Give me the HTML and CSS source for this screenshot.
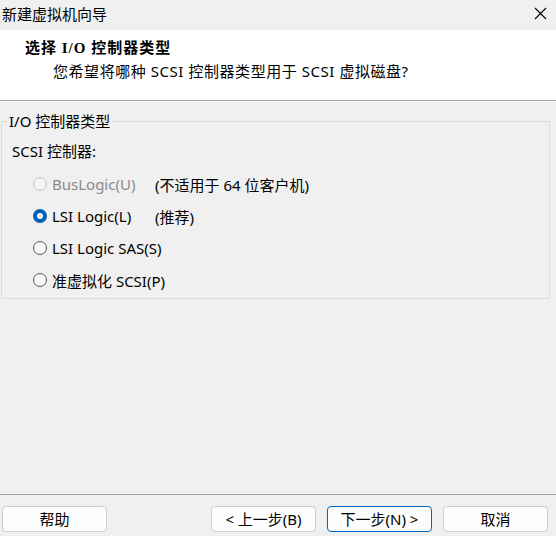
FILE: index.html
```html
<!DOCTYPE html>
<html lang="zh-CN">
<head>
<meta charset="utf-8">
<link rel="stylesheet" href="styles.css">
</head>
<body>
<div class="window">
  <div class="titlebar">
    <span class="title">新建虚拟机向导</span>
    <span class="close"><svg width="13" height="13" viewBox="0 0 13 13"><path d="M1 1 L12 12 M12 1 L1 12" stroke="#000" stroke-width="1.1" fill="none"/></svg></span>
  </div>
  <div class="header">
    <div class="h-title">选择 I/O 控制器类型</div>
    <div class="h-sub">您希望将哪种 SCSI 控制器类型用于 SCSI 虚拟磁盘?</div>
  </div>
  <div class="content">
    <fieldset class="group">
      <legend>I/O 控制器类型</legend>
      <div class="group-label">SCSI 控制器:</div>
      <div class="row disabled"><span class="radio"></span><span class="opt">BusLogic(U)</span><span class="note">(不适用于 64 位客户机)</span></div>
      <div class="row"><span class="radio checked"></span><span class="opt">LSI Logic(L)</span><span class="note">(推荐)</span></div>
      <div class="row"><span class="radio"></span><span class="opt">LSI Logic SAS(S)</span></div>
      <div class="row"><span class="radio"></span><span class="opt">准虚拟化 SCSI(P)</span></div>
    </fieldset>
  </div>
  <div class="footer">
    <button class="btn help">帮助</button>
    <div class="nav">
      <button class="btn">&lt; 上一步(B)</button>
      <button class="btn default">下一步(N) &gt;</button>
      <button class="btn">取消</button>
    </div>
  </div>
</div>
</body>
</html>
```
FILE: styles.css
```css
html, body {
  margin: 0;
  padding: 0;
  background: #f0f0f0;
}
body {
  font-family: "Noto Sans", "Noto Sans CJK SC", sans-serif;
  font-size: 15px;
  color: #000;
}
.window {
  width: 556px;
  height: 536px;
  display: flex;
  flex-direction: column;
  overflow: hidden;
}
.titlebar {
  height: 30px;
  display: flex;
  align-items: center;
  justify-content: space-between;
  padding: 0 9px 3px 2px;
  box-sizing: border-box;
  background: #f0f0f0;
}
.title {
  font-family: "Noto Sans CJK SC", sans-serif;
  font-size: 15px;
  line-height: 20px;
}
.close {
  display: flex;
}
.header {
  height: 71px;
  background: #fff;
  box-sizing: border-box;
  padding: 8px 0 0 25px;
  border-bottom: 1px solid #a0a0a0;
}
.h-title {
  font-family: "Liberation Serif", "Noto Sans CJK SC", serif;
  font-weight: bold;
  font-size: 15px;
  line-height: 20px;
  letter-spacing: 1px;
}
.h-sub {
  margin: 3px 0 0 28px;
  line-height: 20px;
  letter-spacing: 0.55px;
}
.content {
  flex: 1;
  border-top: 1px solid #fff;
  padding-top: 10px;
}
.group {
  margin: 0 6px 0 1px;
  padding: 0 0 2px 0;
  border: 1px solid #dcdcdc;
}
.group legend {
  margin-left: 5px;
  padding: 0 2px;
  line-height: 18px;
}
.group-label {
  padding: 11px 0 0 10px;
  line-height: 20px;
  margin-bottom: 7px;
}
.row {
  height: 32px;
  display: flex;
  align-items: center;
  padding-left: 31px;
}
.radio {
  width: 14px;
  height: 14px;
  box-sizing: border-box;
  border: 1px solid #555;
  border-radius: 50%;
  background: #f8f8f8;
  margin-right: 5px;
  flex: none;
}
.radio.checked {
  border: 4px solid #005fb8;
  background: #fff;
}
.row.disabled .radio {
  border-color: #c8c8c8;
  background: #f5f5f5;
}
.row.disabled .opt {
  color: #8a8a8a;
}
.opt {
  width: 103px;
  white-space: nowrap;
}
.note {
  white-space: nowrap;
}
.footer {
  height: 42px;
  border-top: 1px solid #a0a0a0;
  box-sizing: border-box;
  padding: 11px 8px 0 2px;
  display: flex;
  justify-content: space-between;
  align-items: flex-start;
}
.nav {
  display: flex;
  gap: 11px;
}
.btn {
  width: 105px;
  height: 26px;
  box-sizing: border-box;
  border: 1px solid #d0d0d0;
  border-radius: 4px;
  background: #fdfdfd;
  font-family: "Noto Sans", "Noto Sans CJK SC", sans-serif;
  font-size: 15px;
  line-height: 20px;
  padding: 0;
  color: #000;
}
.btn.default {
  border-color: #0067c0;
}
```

◇ ◇ ◇

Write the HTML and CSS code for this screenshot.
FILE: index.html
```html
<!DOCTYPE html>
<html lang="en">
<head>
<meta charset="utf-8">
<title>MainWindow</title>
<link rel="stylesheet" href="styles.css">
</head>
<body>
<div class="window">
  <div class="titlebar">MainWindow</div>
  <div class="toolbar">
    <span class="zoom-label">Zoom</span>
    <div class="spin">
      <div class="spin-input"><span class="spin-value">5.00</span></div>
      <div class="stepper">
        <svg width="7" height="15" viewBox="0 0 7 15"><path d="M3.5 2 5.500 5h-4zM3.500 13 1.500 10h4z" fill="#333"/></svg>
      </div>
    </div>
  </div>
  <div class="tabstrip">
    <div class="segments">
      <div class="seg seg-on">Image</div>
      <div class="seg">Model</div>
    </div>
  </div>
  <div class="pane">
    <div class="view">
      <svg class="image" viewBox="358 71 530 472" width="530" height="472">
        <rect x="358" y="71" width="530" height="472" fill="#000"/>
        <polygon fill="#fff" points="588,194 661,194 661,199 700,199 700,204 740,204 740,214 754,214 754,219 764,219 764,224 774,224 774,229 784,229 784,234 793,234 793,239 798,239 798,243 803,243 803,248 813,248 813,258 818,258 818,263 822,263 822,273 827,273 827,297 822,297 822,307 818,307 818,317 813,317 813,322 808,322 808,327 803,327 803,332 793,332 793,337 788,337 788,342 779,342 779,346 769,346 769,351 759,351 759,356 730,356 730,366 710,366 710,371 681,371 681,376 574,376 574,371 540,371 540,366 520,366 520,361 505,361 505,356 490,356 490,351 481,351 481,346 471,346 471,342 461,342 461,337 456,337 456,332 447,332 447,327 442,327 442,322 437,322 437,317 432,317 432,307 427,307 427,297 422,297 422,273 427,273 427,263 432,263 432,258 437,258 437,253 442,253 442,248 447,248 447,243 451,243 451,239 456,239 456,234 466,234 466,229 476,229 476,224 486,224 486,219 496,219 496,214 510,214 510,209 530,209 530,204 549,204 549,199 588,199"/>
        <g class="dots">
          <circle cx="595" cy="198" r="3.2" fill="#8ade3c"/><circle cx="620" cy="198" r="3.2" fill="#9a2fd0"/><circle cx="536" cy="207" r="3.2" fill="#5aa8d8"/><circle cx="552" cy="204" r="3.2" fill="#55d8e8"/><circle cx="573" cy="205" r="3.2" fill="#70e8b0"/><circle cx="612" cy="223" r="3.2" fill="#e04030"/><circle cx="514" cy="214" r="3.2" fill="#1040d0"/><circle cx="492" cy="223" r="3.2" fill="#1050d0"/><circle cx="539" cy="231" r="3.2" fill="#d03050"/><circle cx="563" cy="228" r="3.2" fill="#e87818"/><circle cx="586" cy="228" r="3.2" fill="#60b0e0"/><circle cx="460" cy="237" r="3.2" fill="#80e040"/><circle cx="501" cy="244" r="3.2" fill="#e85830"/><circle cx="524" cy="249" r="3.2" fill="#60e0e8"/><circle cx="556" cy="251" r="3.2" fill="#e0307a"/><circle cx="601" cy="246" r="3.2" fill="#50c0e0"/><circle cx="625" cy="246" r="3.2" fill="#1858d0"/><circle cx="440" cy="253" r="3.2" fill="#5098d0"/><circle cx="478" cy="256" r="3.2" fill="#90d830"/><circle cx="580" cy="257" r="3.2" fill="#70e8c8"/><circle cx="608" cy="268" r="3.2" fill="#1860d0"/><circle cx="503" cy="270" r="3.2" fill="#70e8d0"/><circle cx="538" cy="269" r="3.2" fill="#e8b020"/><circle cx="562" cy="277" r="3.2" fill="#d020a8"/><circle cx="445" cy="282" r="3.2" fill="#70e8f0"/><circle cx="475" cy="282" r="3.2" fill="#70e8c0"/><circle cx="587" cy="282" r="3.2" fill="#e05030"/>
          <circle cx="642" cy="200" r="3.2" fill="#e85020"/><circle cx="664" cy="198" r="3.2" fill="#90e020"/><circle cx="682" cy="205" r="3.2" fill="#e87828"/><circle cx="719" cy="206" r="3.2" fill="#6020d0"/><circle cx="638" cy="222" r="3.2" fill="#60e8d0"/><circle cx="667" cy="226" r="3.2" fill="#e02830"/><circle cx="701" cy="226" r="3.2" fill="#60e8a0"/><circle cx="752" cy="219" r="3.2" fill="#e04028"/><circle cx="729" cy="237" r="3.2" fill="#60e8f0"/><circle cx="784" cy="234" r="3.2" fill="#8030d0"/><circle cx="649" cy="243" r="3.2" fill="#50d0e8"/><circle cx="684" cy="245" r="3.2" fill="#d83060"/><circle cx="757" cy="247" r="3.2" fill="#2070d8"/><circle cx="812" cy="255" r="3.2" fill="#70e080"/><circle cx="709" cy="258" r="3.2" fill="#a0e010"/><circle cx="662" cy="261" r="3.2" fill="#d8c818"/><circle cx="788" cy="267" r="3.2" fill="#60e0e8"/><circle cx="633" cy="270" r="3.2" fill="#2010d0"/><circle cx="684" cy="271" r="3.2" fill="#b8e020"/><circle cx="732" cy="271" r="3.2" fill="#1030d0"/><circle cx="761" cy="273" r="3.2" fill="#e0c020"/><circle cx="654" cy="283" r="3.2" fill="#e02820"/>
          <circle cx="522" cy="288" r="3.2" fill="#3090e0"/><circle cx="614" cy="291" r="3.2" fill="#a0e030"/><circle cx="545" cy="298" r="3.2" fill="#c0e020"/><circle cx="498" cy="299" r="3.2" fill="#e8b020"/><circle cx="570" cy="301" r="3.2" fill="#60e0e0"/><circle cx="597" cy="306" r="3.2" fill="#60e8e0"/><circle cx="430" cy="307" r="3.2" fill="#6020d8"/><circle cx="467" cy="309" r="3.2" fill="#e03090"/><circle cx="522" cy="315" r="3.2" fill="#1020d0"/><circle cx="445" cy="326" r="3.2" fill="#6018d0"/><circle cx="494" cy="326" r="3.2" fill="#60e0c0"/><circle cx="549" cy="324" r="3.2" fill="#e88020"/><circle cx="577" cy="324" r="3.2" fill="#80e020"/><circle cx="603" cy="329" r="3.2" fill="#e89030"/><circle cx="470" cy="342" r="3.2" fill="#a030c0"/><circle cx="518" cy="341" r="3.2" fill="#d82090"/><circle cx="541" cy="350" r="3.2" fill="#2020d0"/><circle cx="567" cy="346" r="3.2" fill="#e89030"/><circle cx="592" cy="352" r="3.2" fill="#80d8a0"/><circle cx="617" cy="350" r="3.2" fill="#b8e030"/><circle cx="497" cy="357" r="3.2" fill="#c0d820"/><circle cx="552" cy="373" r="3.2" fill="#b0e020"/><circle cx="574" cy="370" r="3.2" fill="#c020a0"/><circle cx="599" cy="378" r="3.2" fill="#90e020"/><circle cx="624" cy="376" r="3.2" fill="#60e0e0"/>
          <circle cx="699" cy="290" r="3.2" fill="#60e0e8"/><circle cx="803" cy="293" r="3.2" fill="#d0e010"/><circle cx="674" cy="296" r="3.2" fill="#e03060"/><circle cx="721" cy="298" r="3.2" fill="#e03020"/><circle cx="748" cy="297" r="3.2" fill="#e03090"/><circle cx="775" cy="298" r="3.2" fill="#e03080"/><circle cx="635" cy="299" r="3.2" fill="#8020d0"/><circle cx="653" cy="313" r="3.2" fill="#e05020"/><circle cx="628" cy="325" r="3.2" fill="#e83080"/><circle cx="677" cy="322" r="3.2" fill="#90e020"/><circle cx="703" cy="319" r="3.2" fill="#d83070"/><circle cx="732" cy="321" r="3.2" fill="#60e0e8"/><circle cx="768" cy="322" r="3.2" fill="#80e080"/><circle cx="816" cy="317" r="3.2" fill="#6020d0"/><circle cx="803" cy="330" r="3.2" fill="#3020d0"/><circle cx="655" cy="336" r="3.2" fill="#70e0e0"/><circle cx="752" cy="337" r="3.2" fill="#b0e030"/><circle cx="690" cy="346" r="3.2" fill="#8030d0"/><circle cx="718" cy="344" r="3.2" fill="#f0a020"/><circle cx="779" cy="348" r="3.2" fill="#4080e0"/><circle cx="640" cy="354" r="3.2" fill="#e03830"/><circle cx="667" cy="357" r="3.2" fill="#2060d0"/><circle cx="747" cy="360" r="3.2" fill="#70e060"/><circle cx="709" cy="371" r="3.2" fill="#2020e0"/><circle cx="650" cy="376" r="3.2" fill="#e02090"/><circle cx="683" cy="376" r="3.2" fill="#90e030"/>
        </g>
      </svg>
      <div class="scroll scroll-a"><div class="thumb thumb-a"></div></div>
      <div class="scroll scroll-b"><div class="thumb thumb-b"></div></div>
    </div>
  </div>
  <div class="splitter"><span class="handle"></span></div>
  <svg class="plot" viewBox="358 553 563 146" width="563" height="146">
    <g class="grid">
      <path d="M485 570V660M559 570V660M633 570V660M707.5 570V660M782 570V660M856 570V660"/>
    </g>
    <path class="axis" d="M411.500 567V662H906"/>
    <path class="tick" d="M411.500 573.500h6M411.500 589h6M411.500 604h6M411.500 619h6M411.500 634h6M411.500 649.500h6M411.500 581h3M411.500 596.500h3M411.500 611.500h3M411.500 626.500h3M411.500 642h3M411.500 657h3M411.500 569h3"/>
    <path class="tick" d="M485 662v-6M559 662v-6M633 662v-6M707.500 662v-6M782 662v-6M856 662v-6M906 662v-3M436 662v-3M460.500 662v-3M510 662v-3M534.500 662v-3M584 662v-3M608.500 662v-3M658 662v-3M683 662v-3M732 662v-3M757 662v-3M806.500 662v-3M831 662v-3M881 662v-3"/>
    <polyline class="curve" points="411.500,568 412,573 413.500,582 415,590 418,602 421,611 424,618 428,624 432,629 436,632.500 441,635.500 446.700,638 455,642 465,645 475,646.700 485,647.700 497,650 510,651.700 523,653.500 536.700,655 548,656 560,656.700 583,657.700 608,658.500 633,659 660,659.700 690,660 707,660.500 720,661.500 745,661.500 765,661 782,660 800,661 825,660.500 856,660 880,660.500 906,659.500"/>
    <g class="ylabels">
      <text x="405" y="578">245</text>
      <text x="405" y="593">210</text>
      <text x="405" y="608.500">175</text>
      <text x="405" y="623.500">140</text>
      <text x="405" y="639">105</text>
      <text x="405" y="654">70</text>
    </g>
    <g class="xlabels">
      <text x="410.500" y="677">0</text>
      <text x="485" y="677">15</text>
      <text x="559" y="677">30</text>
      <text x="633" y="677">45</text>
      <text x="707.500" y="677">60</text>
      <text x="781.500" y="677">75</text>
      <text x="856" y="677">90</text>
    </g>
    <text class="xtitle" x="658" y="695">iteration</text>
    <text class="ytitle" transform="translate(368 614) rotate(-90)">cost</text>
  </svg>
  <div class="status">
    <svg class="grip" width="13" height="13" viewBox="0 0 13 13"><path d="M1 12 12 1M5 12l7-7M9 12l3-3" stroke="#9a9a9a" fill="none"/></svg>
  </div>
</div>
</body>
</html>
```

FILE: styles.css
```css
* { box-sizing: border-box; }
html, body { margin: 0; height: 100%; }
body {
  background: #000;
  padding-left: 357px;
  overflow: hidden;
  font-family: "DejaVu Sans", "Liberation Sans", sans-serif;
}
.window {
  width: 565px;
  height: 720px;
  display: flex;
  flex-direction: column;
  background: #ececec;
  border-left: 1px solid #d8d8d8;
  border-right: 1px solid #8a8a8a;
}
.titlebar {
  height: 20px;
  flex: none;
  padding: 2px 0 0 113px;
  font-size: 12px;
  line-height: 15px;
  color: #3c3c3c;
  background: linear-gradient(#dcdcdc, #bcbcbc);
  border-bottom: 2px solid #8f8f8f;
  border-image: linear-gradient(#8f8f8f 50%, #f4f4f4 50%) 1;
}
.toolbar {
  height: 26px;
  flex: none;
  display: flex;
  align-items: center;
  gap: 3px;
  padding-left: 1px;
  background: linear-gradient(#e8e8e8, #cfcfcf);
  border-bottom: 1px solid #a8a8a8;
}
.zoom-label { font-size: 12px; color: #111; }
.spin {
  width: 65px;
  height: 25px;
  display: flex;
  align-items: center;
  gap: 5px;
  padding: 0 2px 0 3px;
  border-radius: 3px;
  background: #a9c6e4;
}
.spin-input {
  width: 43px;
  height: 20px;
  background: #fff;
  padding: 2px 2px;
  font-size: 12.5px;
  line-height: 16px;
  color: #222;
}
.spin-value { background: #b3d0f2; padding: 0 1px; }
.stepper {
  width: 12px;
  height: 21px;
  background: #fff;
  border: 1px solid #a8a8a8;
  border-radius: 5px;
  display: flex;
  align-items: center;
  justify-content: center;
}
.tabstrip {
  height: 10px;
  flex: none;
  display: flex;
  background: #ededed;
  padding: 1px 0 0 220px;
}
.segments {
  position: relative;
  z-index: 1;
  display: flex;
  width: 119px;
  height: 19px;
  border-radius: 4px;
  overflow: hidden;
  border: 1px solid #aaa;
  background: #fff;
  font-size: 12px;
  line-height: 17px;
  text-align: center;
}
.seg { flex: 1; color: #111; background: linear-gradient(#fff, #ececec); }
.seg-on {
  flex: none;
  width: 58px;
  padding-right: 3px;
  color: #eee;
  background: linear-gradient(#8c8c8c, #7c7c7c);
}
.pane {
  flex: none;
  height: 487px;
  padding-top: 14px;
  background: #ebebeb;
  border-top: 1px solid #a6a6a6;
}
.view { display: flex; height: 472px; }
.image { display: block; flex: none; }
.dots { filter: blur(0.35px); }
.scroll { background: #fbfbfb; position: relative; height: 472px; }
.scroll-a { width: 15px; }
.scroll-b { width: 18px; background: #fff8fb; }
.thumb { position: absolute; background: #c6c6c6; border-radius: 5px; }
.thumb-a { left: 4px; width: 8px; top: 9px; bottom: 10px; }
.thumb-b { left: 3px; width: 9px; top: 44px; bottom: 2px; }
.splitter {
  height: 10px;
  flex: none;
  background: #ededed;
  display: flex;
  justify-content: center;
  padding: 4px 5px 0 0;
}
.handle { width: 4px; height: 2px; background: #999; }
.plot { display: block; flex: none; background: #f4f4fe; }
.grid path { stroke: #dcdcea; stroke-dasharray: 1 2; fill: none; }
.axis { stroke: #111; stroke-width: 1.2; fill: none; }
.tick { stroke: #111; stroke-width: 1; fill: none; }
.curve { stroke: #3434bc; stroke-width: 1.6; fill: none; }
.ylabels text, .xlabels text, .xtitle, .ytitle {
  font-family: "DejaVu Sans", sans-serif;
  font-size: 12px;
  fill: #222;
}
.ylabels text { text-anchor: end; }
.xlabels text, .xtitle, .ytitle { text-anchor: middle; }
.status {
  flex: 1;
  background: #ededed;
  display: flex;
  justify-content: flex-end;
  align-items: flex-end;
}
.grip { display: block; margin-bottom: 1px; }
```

◇ ◇ ◇

To do: Copy every line in the entries above that has the string "screenshot" in it.

Answer to this exercise:
Give me the HTML and CSS source for this screenshot.
Write the HTML and CSS code for this screenshot.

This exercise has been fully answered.